1. Locating attack entry points;

2. Constructing exploit primitives;

3. Bypassing kernel monitoring;

4. Spreading malicious behavior;

5. Complete system control.

The operating systems of the tested devices are all the latest versions as of May 2024. Among them, HarmonyOS NEXT Developer Preview 2 refers to Huawei’s self-developed kernel of the Harmony operating system, also known as HarmonyOS Star River Edition or Purebred Harmony. In the following text, it will be referred to as HarmonyOS NEXT.

AVSS Conclusion

  • HarmonyOS 4.2 has a slightly better overall security than native Android 14, ONE UI 6, and other operating system kernels, and its capabilities are close to or equivalent to iOS 17 in several dimensions.
  • HarmonyOS NEXT uses a new microkernel architecture, and its security has significantly improved in some dimensions, such as the impact of post-exploitation, but there is still room for improvement in traditional security.

The above quantitative indices are based on the evaluation of the following five major categories of kernel security defense capabilities (with over 50 sub-item defense dimensions and indicators):

  1. Kernel and user-mode attack surface defense capabilities
  2. Kernel memory corruption vulnerability defense capabilities
  3. Kernel arbitrary read and write exploitation defense capabilities
  4. Post-exploitation impact propagation defense capabilities
  5. In-depth defense capabilities

Stage One: Locating Attack Entry Points and Finding Vulnerabilities – Kernel and User-Mode Attack Surface Defense Capability Index

Attackers need to first determine the kernel resources they can access and find vulnerabilities in them. The fewer non-essential resources the kernel exposes, the fewer potential vulnerabilities there are.
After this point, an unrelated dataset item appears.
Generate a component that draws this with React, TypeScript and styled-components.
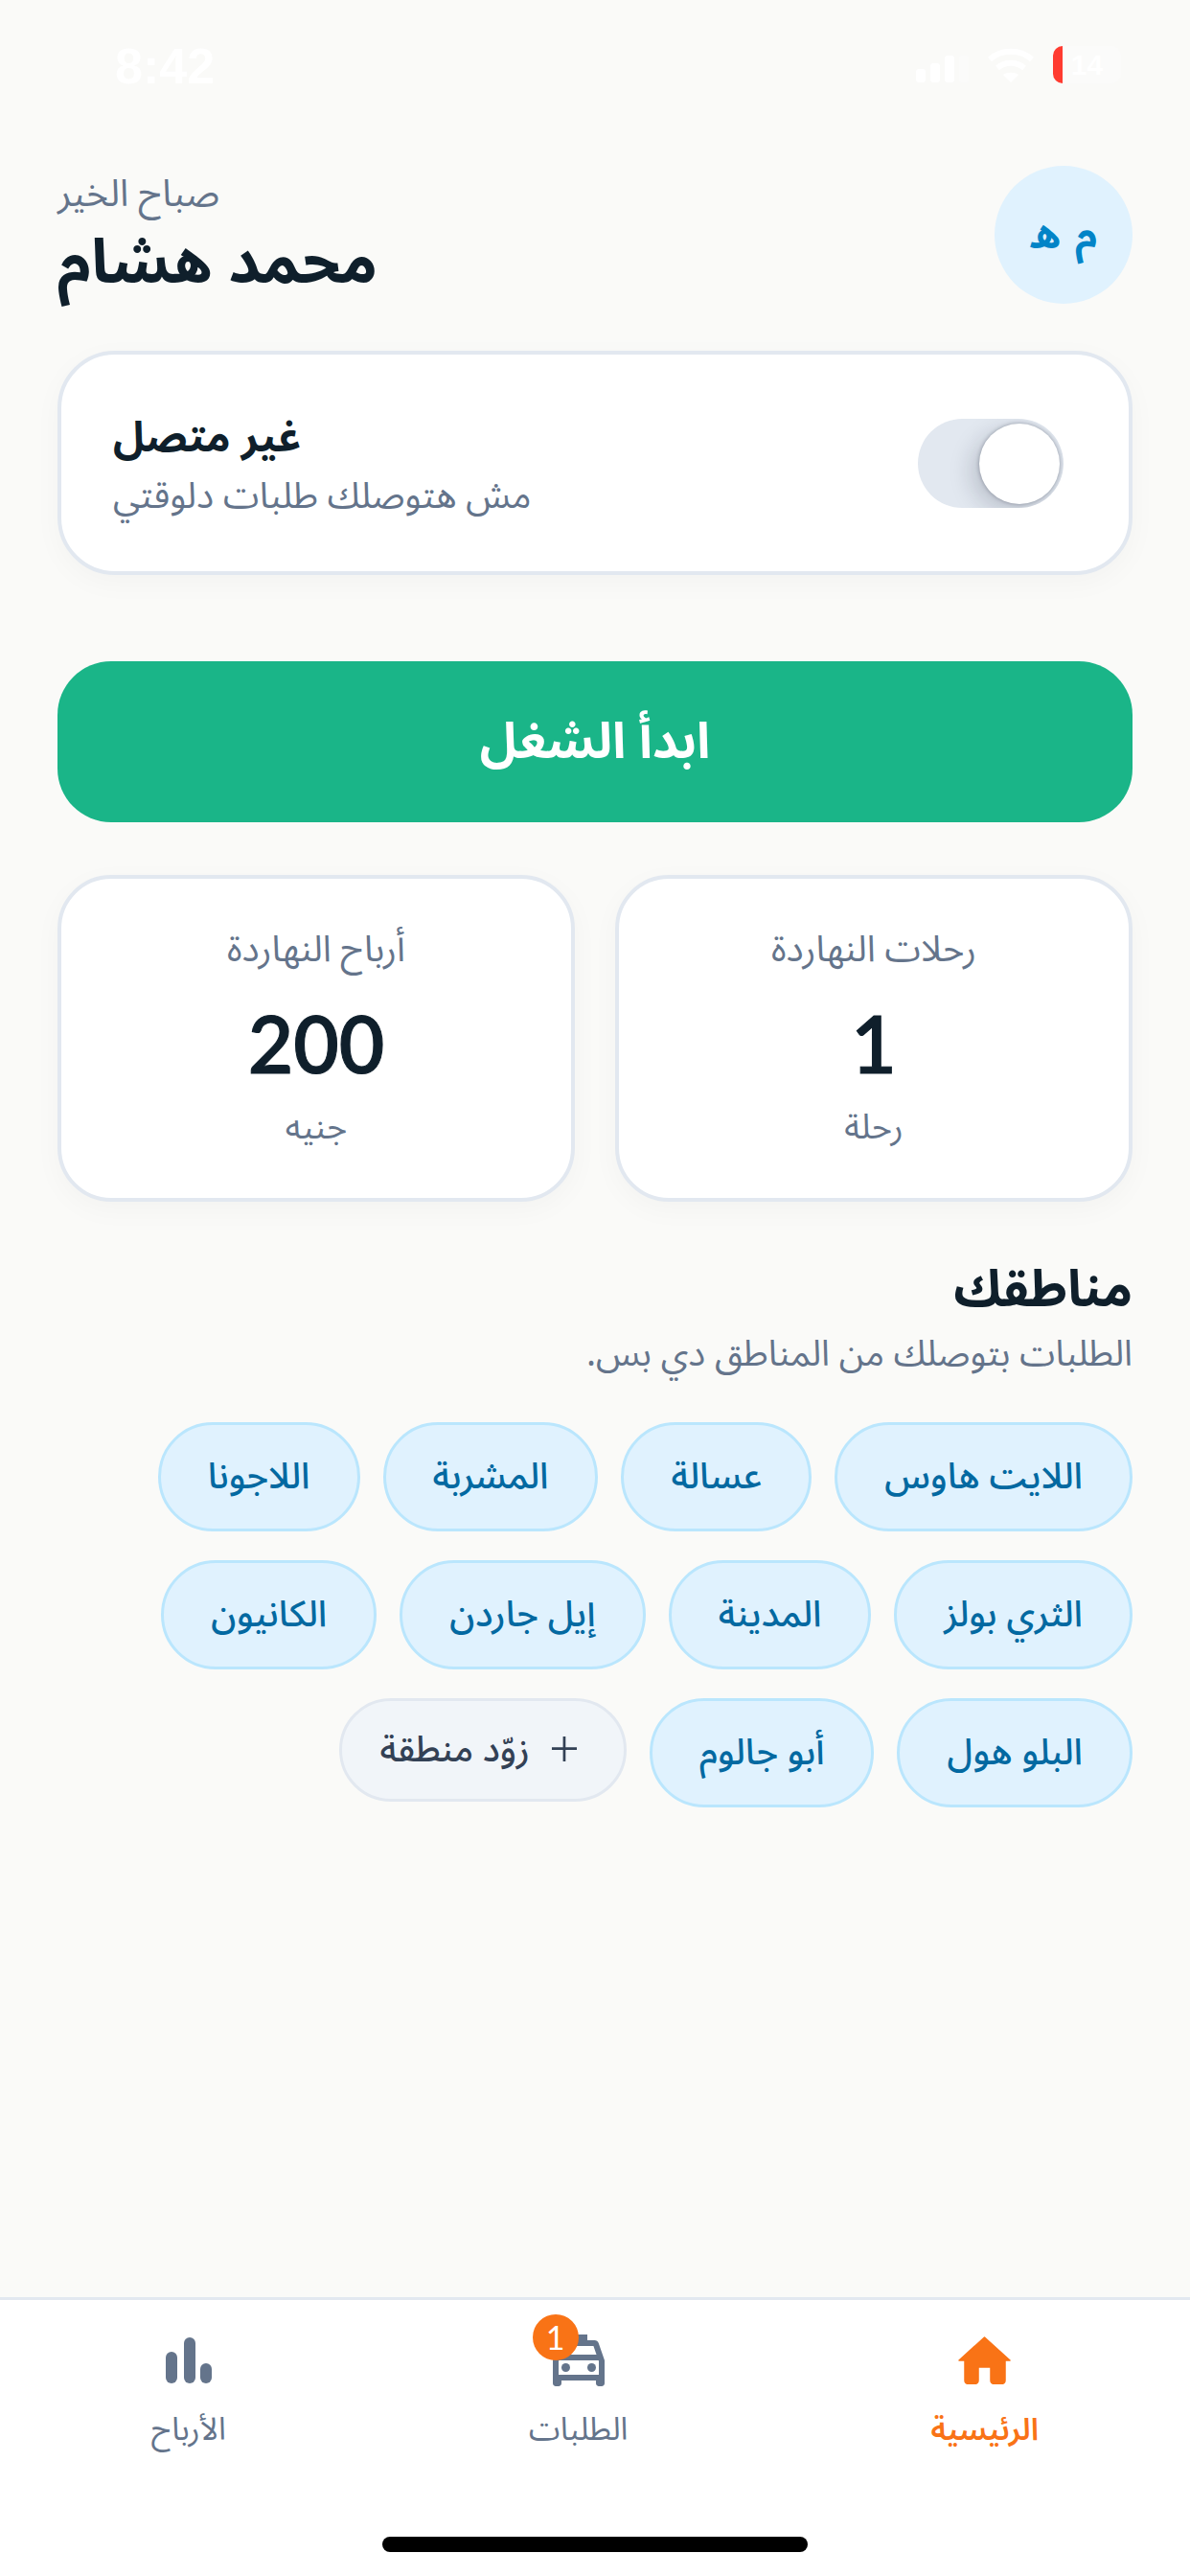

Stage Two: “Doing Bad Things” with Vulnerabilities – Kernel Memory Corruption Vulnerability Defense Capability Index

The vulnerabilities found by attackers are usually coding flaws, and attackers need to construct them carefully to turn these coding flaws into harmful kernel sensitive data access. The kernel adds checks during design, implementation, and compilation to prevent code from behaving unexpectedly and turning into harmful operations.

Stage Three: Bypassing “Patrolling Guards” in the Kernel – Kernel Arbitrary Read and Write Exploitation Defense Capability Index

Some kernels set up special, real-time guards for some critical code and data – runtime integrity monitoring. Attackers need to bypass these guards or use other methods to complete the attack.

Stage Four: Spreading Malicious Behavior – Post-Exploitation Impact Propagation Defense Capability Index

Attackers have compromised a functional module by exploiting a kernel resource. The kernel separates and isolates different functional modules to prevent the module compromised by the attacker from affecting other functional modules that are still functioning normally.

Stage Five: Persistent Residence and Information Theft – In-depth Defense Capability Index

In some systems, the kernel is the bottom layer that manages user data. If the kernel is compromised, all user data can be controlled by the attacker. Some advanced operating systems still have multiple measures to protect important user sensitive data under the kernel.

AVSS Overview

Kernel and User-Mode Attack Surface Defense Capability Index

This index corresponds to the defense capability against locating attack entry points and finding vulnerabilities.

HarmonyOS 4.2 version’s kernel defense capability against user-mode attack surfaces is equivalent to native Android 14, One UI 6, and iOS 17 operating system kernels, with mature security defense mechanisms deployed.

HarmonyOS NEXT version’s defense against user-mode attack surfaces is better than other operating system kernels, as its microkernel architecture can significantly reduce the amount of code running at privileged levels, thus lowering the risk of vulnerabilities.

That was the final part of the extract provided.